- _Short problem_: The records that follow are to be transcribed in full, without their images.

- _Raw records_:
+--
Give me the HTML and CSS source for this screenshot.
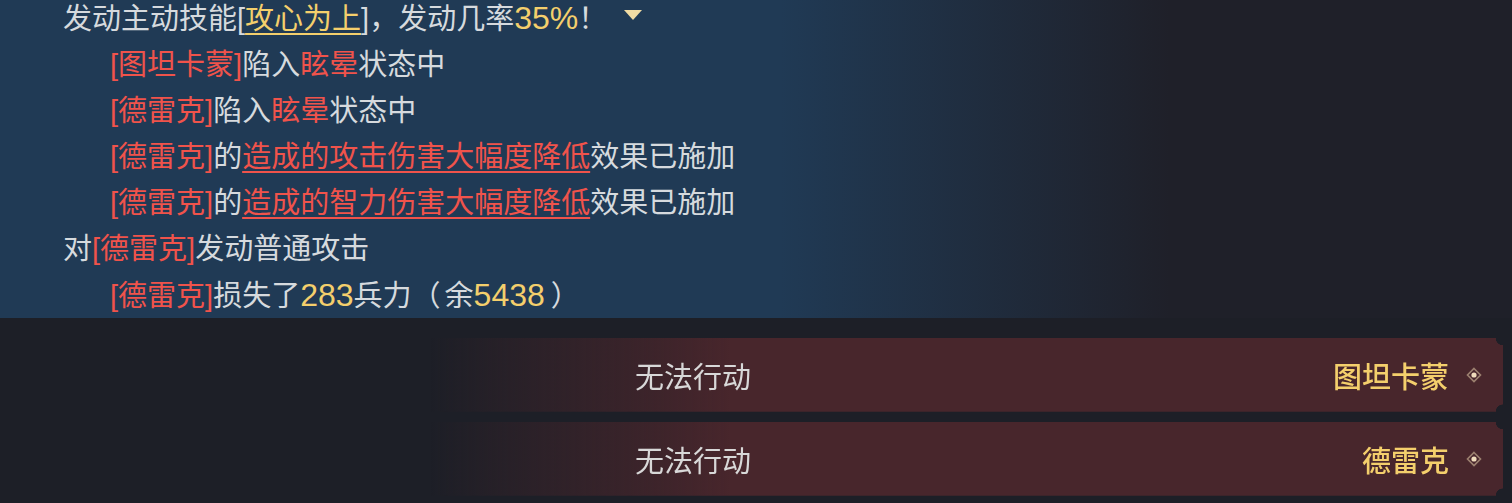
FILE: index.html
```html
<!doctype html>
<html>
<head>
  <meta charset="UTF-8" />
  <title>战报</title>
  <link rel="stylesheet" href="styles.css">
</head>
<body>
  <div class="log">
    <div class="log-lines">
      <p class="line first">发动主动技能[<span class="skill">攻心为上</span>]，发动几率<span class="num">35%</span>！<svg class="caret" width="20" height="12" viewBox="0 0 20 12"><path d="M1 1 H19 L10 11 Z" fill="#f1dca4"/></svg></p>
      <p class="line sub"><span class="name">[图坦卡蒙]</span>陷入<span class="bad">眩晕</span>状态中</p>
      <p class="line sub"><span class="name">[德雷克]</span>陷入<span class="bad">眩晕</span>状态中</p>
      <p class="line sub"><span class="name">[德雷克]</span>的<span class="effect">造成的攻击伤害大幅度降低</span>效果已施加</p>
      <p class="line sub"><span class="name">[德雷克]</span>的<span class="effect">造成的智力伤害大幅度降低</span>效果已施加</p>
      <p class="line">对<span class="name">[德雷克]</span>发动普通攻击</p>
      <p class="line sub"><span class="name">[德雷克]</span>损失了<span class="num">283</span>兵力<span class="paren-open">（</span>余<span class="num">5438</span><span class="paren-close">）</span></p>
    </div>
  </div>

  <div class="status-list">
    <div class="status">
      <span class="status-text">无法行动</span>
      <span class="status-name">图坦卡蒙</span>
      <svg class="gem" width="16" height="16" viewBox="0 0 16 16"><path d="M8 1.5 L14.5 8 L8 14.5 L1.5 8 Z" fill="none" stroke="#9c8070" stroke-width="1.6"/><circle cx="8" cy="8" r="2.6" fill="#efdcbc"/></svg>
    </div>
    <div class="status">
      <span class="status-text">无法行动</span>
      <span class="status-name">德雷克</span>
      <svg class="gem" width="16" height="16" viewBox="0 0 16 16"><path d="M8 1.5 L14.5 8 L8 14.5 L1.5 8 Z" fill="none" stroke="#9c8070" stroke-width="1.6"/><circle cx="8" cy="8" r="2.6" fill="#efdcbc"/></svg>
    </div>
  </div>
</body>
</html>
```

FILE: styles.css
```css
html, body {
  margin: 0;
  padding: 0;
  background: #1d1f27;
  font-family: "Liberation Sans", "Noto Sans CJK SC", sans-serif;
  color: #d6dade;
  overflow: hidden;
}
.log {
  height: 318px;
  overflow: hidden;
  background: linear-gradient(to right, #203a55 0, #203a55 780px, #1f2029 1170px);
}
.log-lines {
  padding-left: 63px;
}
.line {
  margin: 0;
  font-size: 29px;
  line-height: 46px;
  white-space: nowrap;
}
.line.first {
  line-height: 36px;
  padding-bottom: 5px;
}
.line.sub {
  padding-left: 47px;
}
.name, .bad {
  color: #f0534b;
}
.skill {
  color: #f4cf6c;
  text-decoration: underline;
  text-underline-offset: 4px;
  text-decoration-thickness: 2px;
}
.effect {
  color: #f0534b;
  text-decoration: underline;
  text-underline-offset: 4px;
  text-decoration-thickness: 2px;
}
.num {
  color: #f4cf6c;
  font-size: 32px;
}
.paren-open {
  margin-right: 4px;
}
.paren-close {
  margin-left: 6px;
}
.caret {
  margin-left: 16px;
  vertical-align: 8px;
}
.status-list {
  display: flex;
  flex-direction: column;
  gap: 10px;
  padding-top: 20px;
}
.status {
  display: flex;
  align-items: center;
  height: 74px;
  margin-left: 430px;
  margin-right: 9px;
  padding-left: 205px;
  padding-right: 21px;
  background: linear-gradient(to right, rgba(72, 38, 44, 0) 0, #48262c 300px);
  -webkit-mask: radial-gradient(circle at 100% 0, transparent 7px, #000 7.5px) top / 100% 51% no-repeat,
    radial-gradient(circle at 100% 100%, transparent 7px, #000 7.5px) bottom / 100% 51% no-repeat;
  mask: radial-gradient(circle at 100% 0, transparent 7px, #000 7.5px) top / 100% 51% no-repeat,
    radial-gradient(circle at 100% 100%, transparent 7px, #000 7.5px) bottom / 100% 51% no-repeat;
}
.status-text {
  flex: 1;
  font-size: 29px;
  color: #d8d8d8;
}
.status-name {
  font-size: 29px;
  font-weight: 500;
  color: #f4cf6c;
}
.gem {
  margin-left: 17px;
}
```
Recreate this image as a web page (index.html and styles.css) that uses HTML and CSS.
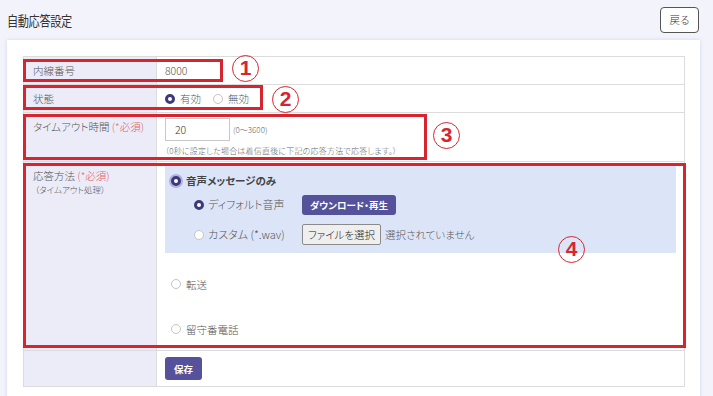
+--
- _Answer to this exercise_:
Give me the HTML and CSS source for this screenshot.
FILE: index.html
```html
<!doctype html>
<html>
<head>
  <meta charset="UTF-8" />
  <title>战报</title>
  <link rel="stylesheet" href="styles.css">
</head>
<body>
  <div class="log">
    <div class="log-lines">
      <p class="line first">发动主动技能[<span class="skill">攻心为上</span>]，发动几率<span class="num">35%</span>！<svg class="caret" width="20" height="12" viewBox="0 0 20 12"><path d="M1 1 H19 L10 11 Z" fill="#f1dca4"/></svg></p>
      <p class="line sub"><span class="name">[图坦卡蒙]</span>陷入<span class="bad">眩晕</span>状态中</p>
      <p class="line sub"><span class="name">[德雷克]</span>陷入<span class="bad">眩晕</span>状态中</p>
      <p class="line sub"><span class="name">[德雷克]</span>的<span class="effect">造成的攻击伤害大幅度降低</span>效果已施加</p>
      <p class="line sub"><span class="name">[德雷克]</span>的<span class="effect">造成的智力伤害大幅度降低</span>效果已施加</p>
      <p class="line">对<span class="name">[德雷克]</span>发动普通攻击</p>
      <p class="line sub"><span class="name">[德雷克]</span>损失了<span class="num">283</span>兵力<span class="paren-open">（</span>余<span class="num">5438</span><span class="paren-close">）</span></p>
    </div>
  </div>

  <div class="status-list">
    <div class="status">
      <span class="status-text">无法行动</span>
      <span class="status-name">图坦卡蒙</span>
      <svg class="gem" width="16" height="16" viewBox="0 0 16 16"><path d="M8 1.5 L14.5 8 L8 14.5 L1.5 8 Z" fill="none" stroke="#9c8070" stroke-width="1.6"/><circle cx="8" cy="8" r="2.6" fill="#efdcbc"/></svg>
    </div>
    <div class="status">
      <span class="status-text">无法行动</span>
      <span class="status-name">德雷克</span>
      <svg class="gem" width="16" height="16" viewBox="0 0 16 16"><path d="M8 1.5 L14.5 8 L8 14.5 L1.5 8 Z" fill="none" stroke="#9c8070" stroke-width="1.6"/><circle cx="8" cy="8" r="2.6" fill="#efdcbc"/></svg>
    </div>
  </div>
</body>
</html>
```

FILE: styles.css
```css
html, body {
  margin: 0;
  padding: 0;
  background: #1d1f27;
  font-family: "Liberation Sans", "Noto Sans CJK SC", sans-serif;
  color: #d6dade;
  overflow: hidden;
}
.log {
  height: 318px;
  overflow: hidden;
  background: linear-gradient(to right, #203a55 0, #203a55 780px, #1f2029 1170px);
}
.log-lines {
  padding-left: 63px;
}
.line {
  margin: 0;
  font-size: 29px;
  line-height: 46px;
  white-space: nowrap;
}
.line.first {
  line-height: 36px;
  padding-bottom: 5px;
}
.line.sub {
  padding-left: 47px;
}
.name, .bad {
  color: #f0534b;
}
.skill {
  color: #f4cf6c;
  text-decoration: underline;
  text-underline-offset: 4px;
  text-decoration-thickness: 2px;
}
.effect {
  color: #f0534b;
  text-decoration: underline;
  text-underline-offset: 4px;
  text-decoration-thickness: 2px;
}
.num {
  color: #f4cf6c;
  font-size: 32px;
}
.paren-open {
  margin-right: 4px;
}
.paren-close {
  margin-left: 6px;
}
.caret {
  margin-left: 16px;
  vertical-align: 8px;
}
.status-list {
  display: flex;
  flex-direction: column;
  gap: 10px;
  padding-top: 20px;
}
.status {
  display: flex;
  align-items: center;
  height: 74px;
  margin-left: 430px;
  margin-right: 9px;
  padding-left: 205px;
  padding-right: 21px;
  background: linear-gradient(to right, rgba(72, 38, 44, 0) 0, #48262c 300px);
  -webkit-mask: radial-gradient(circle at 100% 0, transparent 7px, #000 7.5px) top / 100% 51% no-repeat,
    radial-gradient(circle at 100% 100%, transparent 7px, #000 7.5px) bottom / 100% 51% no-repeat;
  mask: radial-gradient(circle at 100% 0, transparent 7px, #000 7.5px) top / 100% 51% no-repeat,
    radial-gradient(circle at 100% 100%, transparent 7px, #000 7.5px) bottom / 100% 51% no-repeat;
}
.status-text {
  flex: 1;
  font-size: 29px;
  color: #d8d8d8;
}
.status-name {
  font-size: 29px;
  font-weight: 500;
  color: #f4cf6c;
}
.gem {
  margin-left: 17px;
}
```
Recreate this image as a web page (index.html and styles.css) that uses HTML and CSS.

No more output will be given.